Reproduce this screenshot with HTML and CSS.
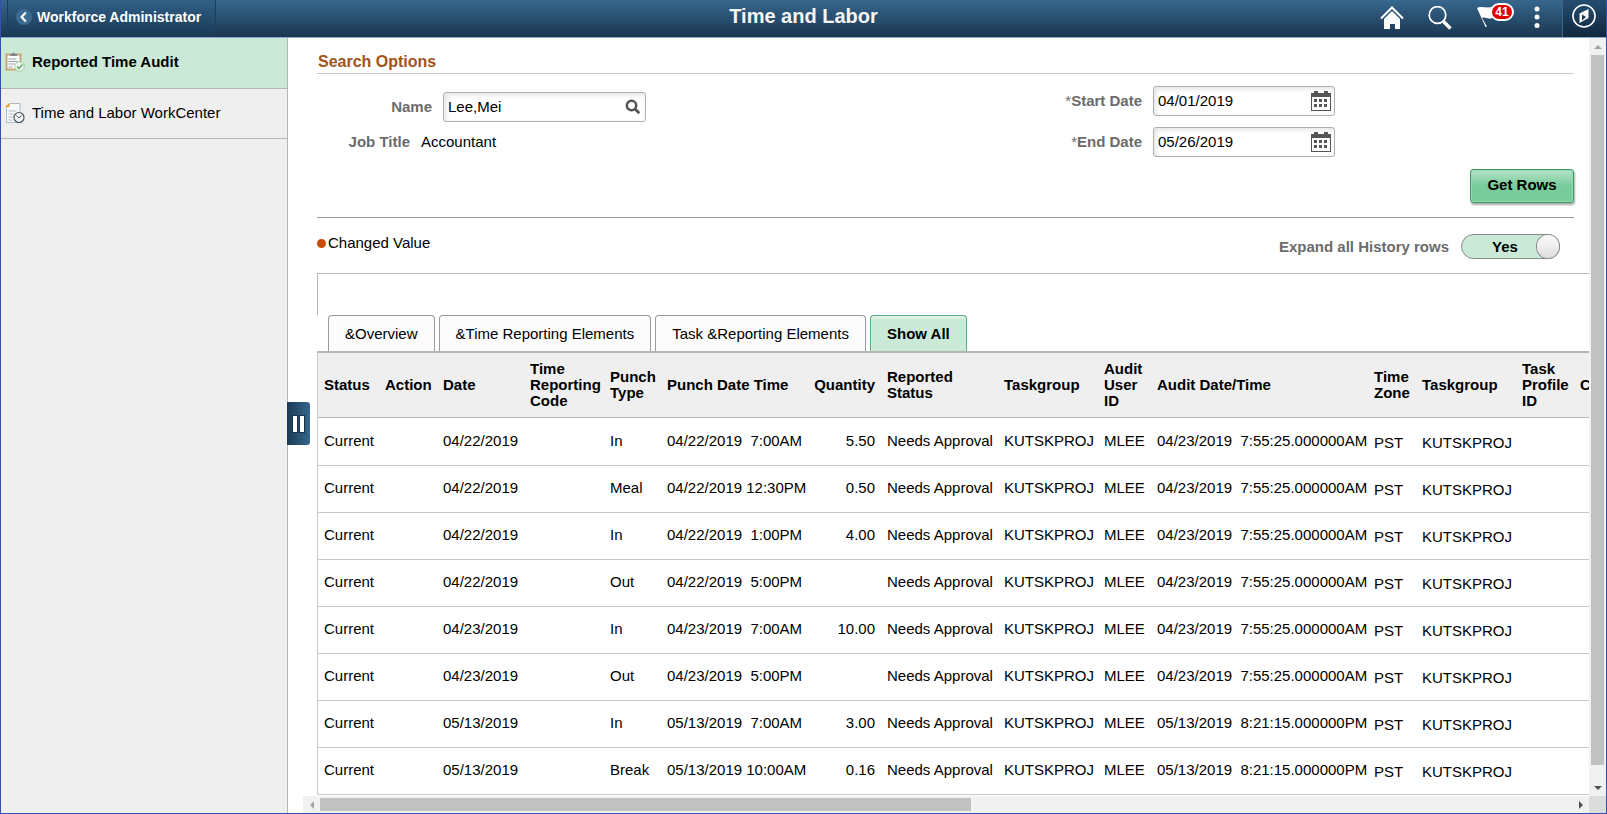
FILE: index.html
```html
<!DOCTYPE html>
<html lang="en">
<head>
    <meta charset="UTF-8">
    <meta name="viewport" content="width=device-width, initial-scale=1.0">
    <title>Time and Labor</title>
    <link rel="stylesheet" href="styles.css">
</head>
<body>
    <header class="banner">
        <div class="banner-left">
            <a href="#" class="back-button">
                <svg width="16" height="16" viewBox="0 0 16 16" aria-hidden="true">
                    <circle cx="8" cy="8" r="8" fill="#3a6c93"/>
                    <path d="M9.8 3.5 5.6 8l4.2 4.5" fill="none" stroke="#fff" stroke-width="2.2"/>
                </svg>
                Workforce Administrator
            </a>
        </div>
        <h1>Time and Labor</h1>
        <nav class="banner-icons">
            <a href="#" class="icon-home" aria-label="Home">
                <svg width="24" height="24" viewBox="0 0 24 24">
                    <path d="M1 12.500 12 1.500l11 11" fill="none" stroke="#fff" stroke-width="2"/>
                    <path d="M4 13 12 5l8 8v10h-5v-5h-5v5H4z" fill="#fff"/>
                </svg>
            </a>
            <a href="#" class="icon-search" aria-label="Search">
                <svg width="24" height="24" viewBox="0 0 24 24">
                    <circle cx="9.5" cy="9" r="8.300" fill="none" stroke="#fff" stroke-width="1.700"/>
                    <path d="m15.500 15.500 7 7" stroke="#fff" stroke-width="3.600"/>
                </svg>
            </a>
            <a href="#" class="icon-flag" aria-label="Notifications">
                <svg width="18" height="22" viewBox="0 0 18 22">
                    <path d="M0 2C4-.5 9 2.500 15 1v11c-4 2-7-1.500-10 0L10 20.500 8.500 21z" fill="#fff"/>
                </svg>
                <span class="badge">41</span>
            </a>
            <a href="#" class="icon-menu" aria-label="Actions">
                <svg width="6" height="22" viewBox="0 0 6 22" fill="#fff">
                    <circle cx="3" cy="3" r="2.500"/>
                    <circle cx="3" cy="11" r="2.500"/>
                    <circle cx="3" cy="19.500" r="2.500"/>
                </svg>
            </a>
            <a href="#" class="icon-navbar" aria-label="NavBar">
                <svg width="24" height="24" viewBox="0 0 24 24">
                    <circle cx="12" cy="12" r="11" fill="none" stroke="#fff" stroke-width="1.600"/>
                    <path d="M7.500 9.500 16.500 5v9l-9 5z" fill="#fff"/>
                    <path d="m10 10.500 4 2.500-4 3.500z" fill="#17324b"/>
                </svg>
            </a>
        </nav>
    </header>

    <div class="page">
        <nav class="sidebar">
            <a href="#" class="side-item active">
                <svg width="20" height="20" viewBox="0 0 20 20">
                    <path d="M1.500 2.500h14v15h-14z" fill="#fff" stroke="#c4a57d" stroke-width="2"/>
                    <path d="M5 4V2h2a1.500 1.500 0 0 1 3 0h2v2z" fill="#7f8790"/>
                    <path d="M3.500 7h8M3.500 9.500h9M3.500 12h6M3.500 15h4" stroke="#8d99a3"/>
                    <circle cx="14.500" cy="14.500" r="4.800" fill="#eef8f0" stroke="#9ccb9f"/>
                    <path d="m12 14.500 2 2 3.500-4" fill="none" stroke="#55a35b" stroke-width="1.200"/>
                </svg>
                Reported Time Audit
            </a>
            <a href="#" class="side-item">
                <svg width="20" height="20" viewBox="0 0 20 20">
                    <path d="M5 .5h10v19H1.500V4z" fill="#f7f8f9" stroke="#b3bcc4"/>
                    <path d="M0 4 4.500 0v4z" fill="#f39a1d"/>
                    <path d="M3.500 8h8M3.500 11h5M3.500 14h5M3.500 17h4" stroke="#b3bcc4"/>
                    <circle cx="14" cy="14.500" r="5" fill="#f4f4f4" stroke="#4a5661" stroke-width="1.200"/>
                    <path d="m11.500 12.500 2.500 2.500 2.500-2.500" fill="none" stroke="#4a5661"/>
                </svg>
                Time and Labor WorkCenter
            </a>
            <button type="button" class="collapse-button" aria-label="Collapse navigation"><i></i><i></i></button>
        </nav>

        <div class="content">
            <main>
                <section class="search-options">
                    <h2>Search Options</h2>
                    <form class="search-form">
                        <div class="form-column">
                            <div class="form-group">
                                <label for="name">Name</label>
                                <div class="field name-field">
                                    <input type="text" id="name" value="Lee,Mei">
                                    <button type="button" aria-label="Look up Name">
                                        <svg width="16" height="16" viewBox="0 0 16 16">
                                            <circle cx="6.500" cy="6.500" r="4.700" fill="none" stroke="#555" stroke-width="2.500"/>
                                            <path d="m9.800 9.800 4.500 4.500" stroke="#555" stroke-width="2.800"/>
                                        </svg>
                                    </button>
                                </div>
                            </div>
                            <div class="form-group">
                                <span class="job-label">Job Title</span>
                                <span>Accountant</span>
                            </div>
                        </div>
                        <div class="form-column dates">
                            <div class="form-group">
                                <label for="start-date"><span class="required">*</span>Start Date</label>
                                <div class="field date-field">
                                    <input type="text" id="start-date" value="04/01/2019">
                                    <button type="button" aria-label="Choose start date">
                                        <svg width="20" height="20" viewBox="0 0 20 20" fill="#555">
                                            <path d="M0 2h3V0h4v2h6V0h4v2h3v18H0zm1 4v13h18V6z" fill-rule="evenodd"/>
                                            <path d="M3 8h3v3H3zm5 0h3v3H8zm5 0h3v3h-3zM3 13h3v3H3zm5 0h3v3H8zm5 0h3v3h-3z"/>
                                        </svg>
                                    </button>
                                </div>
                            </div>
                            <div class="form-group">
                                <label for="end-date"><span class="required">*</span>End Date</label>
                                <div class="field date-field">
                                    <input type="text" id="end-date" value="05/26/2019">
                                    <button type="button" aria-label="Choose end date">
                                        <svg width="20" height="20" viewBox="0 0 20 20" fill="#555">
                                            <path d="M0 2h3V0h4v2h6V0h4v2h3v18H0zm1 4v13h18V6z" fill-rule="evenodd"/>
                                            <path d="M3 8h3v3H3zm5 0h3v3H8zm5 0h3v3h-3zM3 13h3v3H3zm5 0h3v3H8zm5 0h3v3h-3z"/>
                                        </svg>
                                    </button>
                                </div>
                            </div>
                        </div>
                    </form>
                    <div class="form-actions">
                        <button type="button" class="get-rows">Get Rows</button>
                    </div>
                </section>

                <div class="legend">
                    <span class="changed-value">Changed Value</span>
                    <div class="expand">
                        <label for="expand-rows">Expand all History rows</label>
                        <span class="switch">
                            <input type="checkbox" id="expand-rows" checked>
                            <span class="switch-text">Yes</span>
                        </span>
                    </div>
                </div>

                <div class="grid">
                    <div class="grid-top"></div>
                    <div class="tabs">
                        <button type="button">&amp;Overview</button>
                        <button type="button">&amp;Time Reporting Elements</button>
                        <button type="button">Task &amp;Reporting Elements</button>
                        <button type="button" class="active">Show All</button>
                    </div>
                    <table>
                        <colgroup>
                            <col class="col-status">
                            <col class="col-action">
                            <col class="col-date">
                            <col class="col-trc">
                            <col class="col-punch">
                            <col class="col-punch-time">
                            <col class="col-quantity">
                            <col class="col-reported">
                            <col class="col-taskgroup">
                            <col class="col-user">
                            <col class="col-audit-time">
                            <col class="col-zone">
                            <col class="col-taskgroup">
                            <col class="col-profile">
                            <col class="col-last">
                        </colgroup>
                        <thead>
                            <tr>
                                <th>Status</th>
                                <th>Action</th>
                                <th>Date</th>
                                <th>Time Reporting Code</th>
                                <th>Punch Type</th>
                                <th>Punch Date Time</th>
                                <th class="number">Quantity</th>
                                <th>Reported<br>Status</th>
                                <th>Taskgroup</th>
                                <th>Audit User ID</th>
                                <th>Audit Date/Time</th>
                                <th>Time Zone</th>
                                <th>Taskgroup</th>
                                <th>Task Profile ID</th>
                                <th>C</th>
                            </tr>
                        </thead>
                        <tbody>
                            <tr><td>Current</td><td></td><td>04/22/2019</td><td></td><td>In</td><td>04/22/2019&nbsp; 7:00AM</td><td class="number">5.50</td><td>Needs Approval</td><td>KUTSKPROJ</td><td>MLEE</td><td>04/23/2019&nbsp; 7:55:25.000000AM</td><td class="task">PST</td><td class="task">KUTSKPROJ</td><td></td><td></td></tr>
                            <tr><td>Current</td><td></td><td>04/22/2019</td><td></td><td>Meal</td><td>04/22/2019 12:30PM</td><td class="number">0.50</td><td>Needs Approval</td><td>KUTSKPROJ</td><td>MLEE</td><td>04/23/2019&nbsp; 7:55:25.000000AM</td><td class="task">PST</td><td class="task">KUTSKPROJ</td><td></td><td></td></tr>
                            <tr><td>Current</td><td></td><td>04/22/2019</td><td></td><td>In</td><td>04/22/2019&nbsp; 1:00PM</td><td class="number">4.00</td><td>Needs Approval</td><td>KUTSKPROJ</td><td>MLEE</td><td>04/23/2019&nbsp; 7:55:25.000000AM</td><td class="task">PST</td><td class="task">KUTSKPROJ</td><td></td><td></td></tr>
                            <tr><td>Current</td><td></td><td>04/22/2019</td><td></td><td>Out</td><td>04/22/2019&nbsp; 5:00PM</td><td class="number"></td><td>Needs Approval</td><td>KUTSKPROJ</td><td>MLEE</td><td>04/23/2019&nbsp; 7:55:25.000000AM</td><td class="task">PST</td><td class="task">KUTSKPROJ</td><td></td><td></td></tr>
                            <tr><td>Current</td><td></td><td>04/23/2019</td><td></td><td>In</td><td>04/23/2019&nbsp; 7:00AM</td><td class="number">10.00</td><td>Needs Approval</td><td>KUTSKPROJ</td><td>MLEE</td><td>04/23/2019&nbsp; 7:55:25.000000AM</td><td class="task">PST</td><td class="task">KUTSKPROJ</td><td></td><td></td></tr>
                            <tr><td>Current</td><td></td><td>04/23/2019</td><td></td><td>Out</td><td>04/23/2019&nbsp; 5:00PM</td><td class="number"></td><td>Needs Approval</td><td>KUTSKPROJ</td><td>MLEE</td><td>04/23/2019&nbsp; 7:55:25.000000AM</td><td class="task">PST</td><td class="task">KUTSKPROJ</td><td></td><td></td></tr>
                            <tr><td>Current</td><td></td><td>05/13/2019</td><td></td><td>In</td><td>05/13/2019&nbsp; 7:00AM</td><td class="number">3.00</td><td>Needs Approval</td><td>KUTSKPROJ</td><td>MLEE</td><td>05/13/2019&nbsp; 8:21:15.000000PM</td><td class="task">PST</td><td class="task">KUTSKPROJ</td><td></td><td></td></tr>
                            <tr><td>Current</td><td></td><td>05/13/2019</td><td></td><td>Break</td><td>05/13/2019 10:00AM</td><td class="number">0.16</td><td>Needs Approval</td><td>KUTSKPROJ</td><td>MLEE</td><td>05/13/2019&nbsp; 8:21:15.000000PM</td><td class="task">PST</td><td class="task">KUTSKPROJ</td><td></td><td></td></tr>
                        </tbody>
                    </table>
                </div>
            </main>
            <div class="scrollbar vertical">
                <span class="arrow up"></span>
                <div class="track"><div class="thumb"></div></div>
                <span class="arrow down"></span>
            </div>
            <div class="scrollbar horizontal">
                <span class="arrow left"></span>
                <div class="track"><div class="thumb"></div></div>
                <span class="arrow right"></span>
            </div>
            <div class="scroll-corner"></div>
        </div>
    </div>
</body>
</html>
```

FILE: styles.css
```css
* {
    box-sizing: border-box;
}

body {
    display: flex;
    flex-direction: column;
    height: 100vh;
    margin: 0;
    border: 1px solid #3550b5;
    border-top: 0;
    overflow: hidden;
    font-family: "Liberation Sans", Arial, sans-serif;
    font-size: 15px;
    line-height: 18px;
    color: #000;
    background-color: #fff;
}

a {
    color: inherit;
    text-decoration: none;
}

button, input {
    font: inherit;
    color: inherit;
}

svg {
    display: block;
    flex: none;
}

/* Banner */
.banner {
    display: grid;
    grid-template-columns: 1fr auto 1fr;
    flex: none;
    height: 38px;
    color: #fff;
    background: linear-gradient(#37678e, #1a3650);
    border-bottom: 1px solid #86a9cc;
}

.banner h1 {
    margin: 0;
    font-size: 20px;
    line-height: 32px;
    color: #f5f5f5;
}

.banner-left {
    padding-left: 6px;
}

.back-button {
    display: inline-flex;
    align-items: center;
    gap: 5px;
    height: 34px;
    padding: 0 14px 0 8px;
    font-size: 14px;
    font-weight: bold;
    border: 1px solid #1d3f5e;
    border-top: 0;
    border-radius: 0 0 3px 3px;
    background: linear-gradient(#316087, #1c3c59);
}

.banner-icons {
    display: flex;
    justify-content: flex-end;
}

.banner-icons a {
    display: flex;
    padding-top: 6px;
}

.icon-home {
    margin-right: 24px;
}

.icon-search {
    margin-right: 25px;
}

.icon-flag {
    position: relative;
    margin-right: 39px;
}

.badge {
    position: absolute;
    top: 3px;
    left: 13px;
    width: 24px;
    height: 18px;
    border: 2px solid #fff;
    border-radius: 9px;
    font-size: 12px;
    font-weight: bold;
    line-height: 14px;
    text-align: center;
    background-color: #e00000;
}

.icon-menu {
    margin-right: 22px;
}

.banner-icons .icon-navbar {
    width: 44px;
    padding-top: 4px;
    padding-left: 9px;
    border-left: 1px solid #3f6685;
    background: linear-gradient(#254d70, #10283e);
}

/* Navigation */
.page {
    display: flex;
    flex: 1;
    min-height: 0;
}

.sidebar {
    position: relative;
    flex: none;
    width: 287px;
    border-right: 1px solid #b5b5b5;
    background-color: #efefef;
}

.side-item {
    display: flex;
    align-items: center;
    gap: 7px;
    height: 50px;
    padding: 0 0 2px 4px;
    border-bottom: 1px solid #b5b5b5;
}

.side-item.active {
    height: 51px;
    font-weight: bold;
    background-color: #caead7;
}

/* Handle over the edge of the navigation */
.collapse-button {
    display: flex;
    align-items: center;
    justify-content: center;
    gap: 3px;
    position: absolute;
    top: 47%;
    left: 100%;
    z-index: 1;
    width: 23px;
    height: 43px;
    padding: 0;
    border: 0;
    border-radius: 0 3px 3px 0;
    background: linear-gradient(to right, #1c3a55, #36668d);
}

.collapse-button i {
    width: 4px;
    height: 16px;
    background-color: #fff;
    outline: 1px solid #17314a;
}

/* Content with its scrollbars */
.content {
    display: grid;
    grid-template-columns: 15px minmax(0, 1fr) 17px;
    grid-template-rows: minmax(0, 1fr) 17px;
    flex: 1;
    min-width: 0;
}

main {
    grid-column: 1 / 3;
    padding-left: 29px;
    overflow: hidden;
}

.scrollbar {
    display: flex;
    background-color: #f1f1f1;
}

.vertical {
    flex-direction: column;
}

.horizontal {
    grid-column: 2;
}

.scroll-corner {
    background-color: #dcdcdc;
}

.track {
    flex: 1;
}

.thumb {
    background-color: #c1c1c1;
}

.vertical .thumb {
    height: 98%;
    margin: 0 2px;
}

.horizontal .track {
    padding: 2px 0;
}

.horizontal .thumb {
    width: 52%;
    height: 13px;
}

.arrow {
    display: flex;
    align-items: center;
    justify-content: center;
    width: 17px;
    height: 17px;
}

.arrow::before {
    content: "";
    border: 4px solid transparent;
}

.up::before {
    border-top: 0;
    border-bottom-color: #a3a3a3;
}

.down::before {
    border-bottom: 0;
    border-top-color: #505050;
}

.left::before {
    border-left: 0;
    border-right-color: #a3a3a3;
}

.right::before {
    border-right: 0;
    border-left-color: #505050;
}

/* Search options */
.search-options {
    height: 180px;
    margin-right: 15px;
    border-bottom: 1px solid #999;
}

h2 {
    margin: 0;
    padding: 15px 0 2px 1px;
    border-bottom: 1px solid #c8c8c8;
    font-size: 16px;
    line-height: 18px;
    color: #a2541b;
}

.search-form {
    display: flex;
    justify-content: space-between;
    height: 95px;
    padding-right: 239px;
}

.form-column {
    padding-top: 18px;
}

.form-group {
    display: flex;
    align-items: center;
    gap: 11px;
    margin-bottom: 11px;
}

.form-group label, .job-label, .expand label {
    font-weight: bold;
    color: #6b6b6b;
}

.name-field {
    width: 203px;
}

.form-column label {
    width: 115px;
    text-align: right;
}

.job-label {
    width: 93px;
    text-align: right;
}

.form-column.dates {
    padding-top: 12px;
}

.required {
    font-weight: normal;
}

.field {
    display: flex;
    align-items: center;
    height: 30px;
    padding: 0 4px;
    border: 1px solid #b0b0b0;
    border-radius: 3px;
    box-shadow: inset 2px 2px 5px #e3e3e3;
}

.date-field {
    width: 182px;
    padding-right: 3px;
}

.field input {
    flex: 1;
    min-width: 0;
    padding: 0;
    border: 0;
    outline: 0;
    background: none;
}

.field button {
    padding: 0;
    border: 0;
    background: none;
}

.form-actions {
    display: flex;
    justify-content: flex-end;
}

.get-rows {
    width: 104px;
    height: 34px;
    padding: 0 0 2px;
    border: 1px solid #3d9a68;
    border-radius: 3px;
    font-weight: bold;
    background: linear-gradient(#b4e4c8, #78cb9b 50%, #78cb9b);
    box-shadow: 1px 2px 2px #aaa, inset 0 0 1px 1px #97dab3;
}

/* Legend and toggle */
.legend {
    display: flex;
    justify-content: space-between;
    height: 55px;
    padding: 16px 29px 0 0;
}

.changed-value {
    display: flex;
    align-items: center;
    gap: 2px;
    height: 18px;
}

.changed-value::before {
    content: "";
    width: 9px;
    height: 9px;
    border-radius: 50%;
    background-color: #cc4b04;
}

.expand {
    display: flex;
    align-items: center;
    gap: 12px;
    height: 25px;
}

.switch {
    position: relative;
    display: flex;
}

.switch input {
    display: flex;
    justify-content: flex-end;
    width: 99px;
    height: 25px;
    margin: 0;
    border: 1px solid #8a8a8a;
    border-radius: 13px;
    background-color: #caead7;
    appearance: none;
}

.switch input::after {
    content: "";
    width: 22px;
    height: 23px;
    border-radius: 12px;
    background: linear-gradient(#fbfbfb, #dedede);
    box-shadow: 0 0 0 1px #8a8a8a;
}

.switch-text {
    position: absolute;
    top: 4px;
    left: 31px;
    font-weight: bold;
    pointer-events: none;
}

/* Grid */
.grid-top {
    height: 42px;
    border-top: 1px solid #b5b5b5;
    border-left: 1px solid #b5b5b5;
}

.tabs {
    display: flex;
    gap: 4px;
    padding-left: 11px;
}

.tabs button {
    height: 36px;
    padding: 0 16px;
    border: 1px solid #999;
    border-bottom: 0;
    border-radius: 4px 4px 0 0;
    background-color: #fcfcfc;
}

.tabs button.active {
    border-color: #55b07e;
    font-weight: bold;
    background-color: #caead7;
    box-shadow: inset 0 2px 2px #e3f5ea;
}

table {
    width: 1360px;
    border-top: 2px solid #b5b5b5;
    border-left: 1px solid #c8c8c8;
    border-spacing: 0;
    table-layout: fixed;
}

th {
    height: 65px;
    padding: 0 0 0 6px;
    border-bottom: 1px solid #b5b5b5;
    line-height: 16px;
    text-align: left;
    background-color: #efefef;
}

td {
    height: 47px;
    padding: 0 0 2px 6px;
    border-bottom: 1px solid #c8c8c8;
    white-space: nowrap;
}

tbody tr:first-child td {
    height: 48px;
}

.number {
    padding-right: 6px;
    text-align: right;
}

/* Task columns sit a little lower in the row */
.task {
    padding-top: 4px;
}

.col-status {
    width: 61px;
}

.col-action {
    width: 58px;
}

.col-date {
    width: 87px;
}

.col-trc {
    width: 80px;
}

.col-punch {
    width: 57px;
}

.col-punch-time {
    width: 143px;
}

.col-quantity {
    width: 77px;
}

.col-reported {
    width: 117px;
}

.col-taskgroup {
    width: 100px;
}

.col-user {
    width: 53px;
}

.col-audit-time {
    width: 217px;
}

.col-zone {
    width: 48px;
}

.col-profile {
    width: 58px;
}
```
_____
List all lines in the material containing the string "with".

Reproduce this screenshot with HTML and CSS.
/* Content with its scrollbars */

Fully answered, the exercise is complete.